Twitter’s censorship plans face charges, blackout call by users

Twitter’s censorship plans face charges, blackout call by users

WASHINGTON - Agence France-Presse
Twitter, championed as a tool of free expression during the Arab Spring, was facing censorship charges on Jan. 27 after announcing it can now block tweets on a country-by-country basis if legally required to do so.

San Francisco-based Twitter stressed the move in no way compromised its commitment to free speech, but the backlash was immediate with critics taking to the service by the thousands to tweet disappointment and outrage.

“This is very bad news,” said Mahmoud Salem, the Egyptian pro-democracy activist and blogger who tweets using the handle @sandmonkey. “Is it safe to say that #Twitter is selling us out?”
“Yet another low for free speech,” said Jannis Leidel, or @jezdez.

Some Twitters users called for a boycott of the service on Jan. 28, punctuating their tweets with the hashtag #TwitterBlackout.

Others questioned whether Twitter’s move was related to a $300 million investment in December by billionaire Prince Alwaleed bin Talal of Saudi Arabia, a country with strong Internet censorship.

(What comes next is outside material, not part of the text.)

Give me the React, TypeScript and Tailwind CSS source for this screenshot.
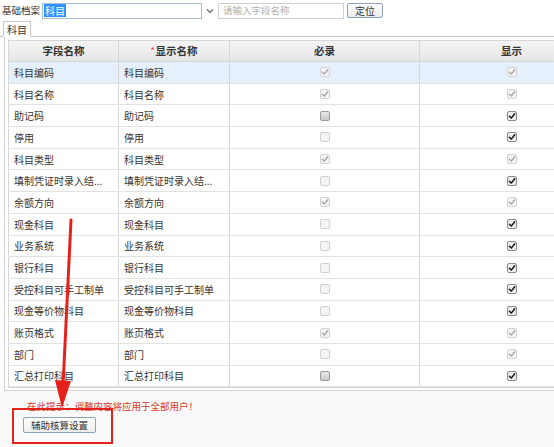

‘Hurting cyber dissidents’

Olivier Basille, director of Paris-based Reporters Without Borders (RSF), expressed “deep concern” in a letter to Jack Dorsey, executive chairman and co-founder of Twitter, which has over 100 million active users.

“By finally choosing to align itself with the censors, Twitter is depriving cyber dissidents in repressive countries of a crucial tool for information and organization,” he said.

Zeynep Tüfekçi, an assistant professor at the University of North Carolina and a fellow at the Harvard Berkman Center for Internet and Society, said that far from promoting censorship, Twitter’s move was a “model policy.”

“Twitter’s latest policy is purposefully designed to allow Twitter to exist as a platform as broadly as possible while making it as hard as possible for governments to censor content, either tweet by tweet or more, all the while giving free-speech advocates a lot of tools to fight censorship,” Tüfekçi said in her blog.